6. Das Wegnahmerecht des Besitzers

      196

      Nach § 997 I 1 darf jeder unberechtigte Besitzer, ob gut- oder bösgläubig, eine Sache, die er nach §§ 946, 947 mit der herauszugebenden Sache des Eigentümers fest verbunden hat, abtrennen und sich aneignen. Zwischen dem Verwendungsersatz nach §§ 994, 996 und der Aneignung nach § 997 I 1 muss er wählen, er bekommt nicht beides.

      § 997 I gilt nur für wesentliche Bestandteile nach § 93, 94, nicht auch für Scheinbestandteile nach § 95 und nicht für Zubehör nach § 97. Soweit derartige Sachen bereits dem Besitzer oder einem Dritten gehören, nimmt der Besitzer sie einfach mit oder verlangt vom Eigentümer die Herausgabe.

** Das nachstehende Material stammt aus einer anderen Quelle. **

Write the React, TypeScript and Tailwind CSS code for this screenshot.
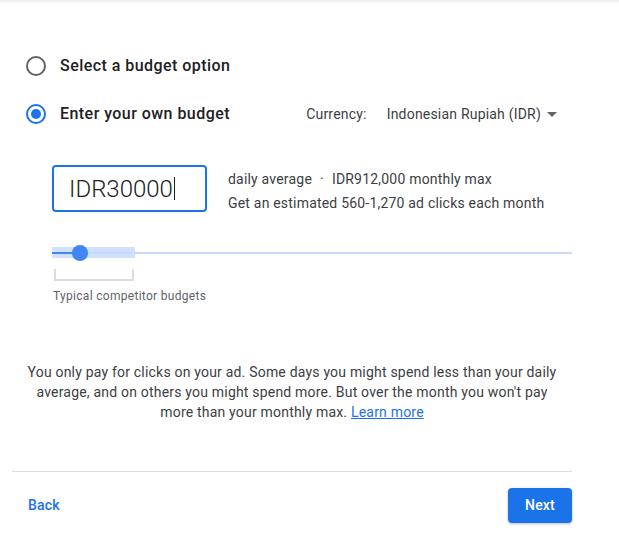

      Das Recht des Besitzers auf Trennung und Aneignung ist kein Anspruch, sondern ein Gestaltungsrecht: Der Besitzer klagt nicht auf Aneignung, sondern trennt und eignet sich an. Freilich muss er die herauszugebende Sache nach §§ 997 I 2, 258 S. 1 auf seine Kosten in den vorigen Zustand zurückversetzen. Auch muss er den ganzen wesentlichen Bestandteil wegnehmen und darf nicht lediglich die brauchbaren Teile ausschlachten[99].

      Erst wenn die Sache wieder im Besitz des Eigentümers ist, verwandelt sich das Aneignungsrecht des früheren Besitzers in einen klagbaren Anspruch auf Duldung der Trennung und Aneignung, vollstreckbar nach § 890 ZPO. Der Eigentümer wiederum darf die Gestattung verweigern, bis ihm für den drohenden Schaden Sicherheit geleistet wird (§ 997 I 2 mit § 258 S. 2 Hs. 2).

      197

      Das Wegnahmerecht ist nach § 997 II in drei Fällen ausgeschlossen: Der Besitzer kann insoweit nach § 994 I 2 keinen Verwendungsersatz verlangen, oder die Trennung hat für ihn keinen Nutzen, oder der Eigentümer hat ihm den Wert ersetzt. Verbietet das öffentliche Recht eine Trennung, ist der Besitzer nach § 242 angemessen zu entschädigen[100].

      198

       Fall 1: Kein Eigentümer-Besitzer-Verhältnis

      Die Beklagte vermietet ihre Diesellokomotive an die Fa. H, die sich vertraglich verpflichtet, die Mietsache während der Mietzeit auf ihre Kosten instandzuhalten. Dementsprechend lässt die Fa. H die defekte Lokomotive vom Kläger reparieren. Der Kläger gibt sie repariert an die Fa. H zurück, die dem Kläger über die Reparaturkosten einen Wechsel gibt, ihn aber nicht einlöst und später insolvent wird. Der Insolvenzverwalter gibt die Lokomotive an die Beklagte zurück. Der Kläger, der im Insolvenzverfahren der Fa. H mit seinem Werklohnanspruch ausgefallen ist, verklagt nun die Beklagte auf Zahlung.

      Die Klage hat keinen Erfolg. Zwischen den Parteien besteht kein Vertragsschuldverhältnis.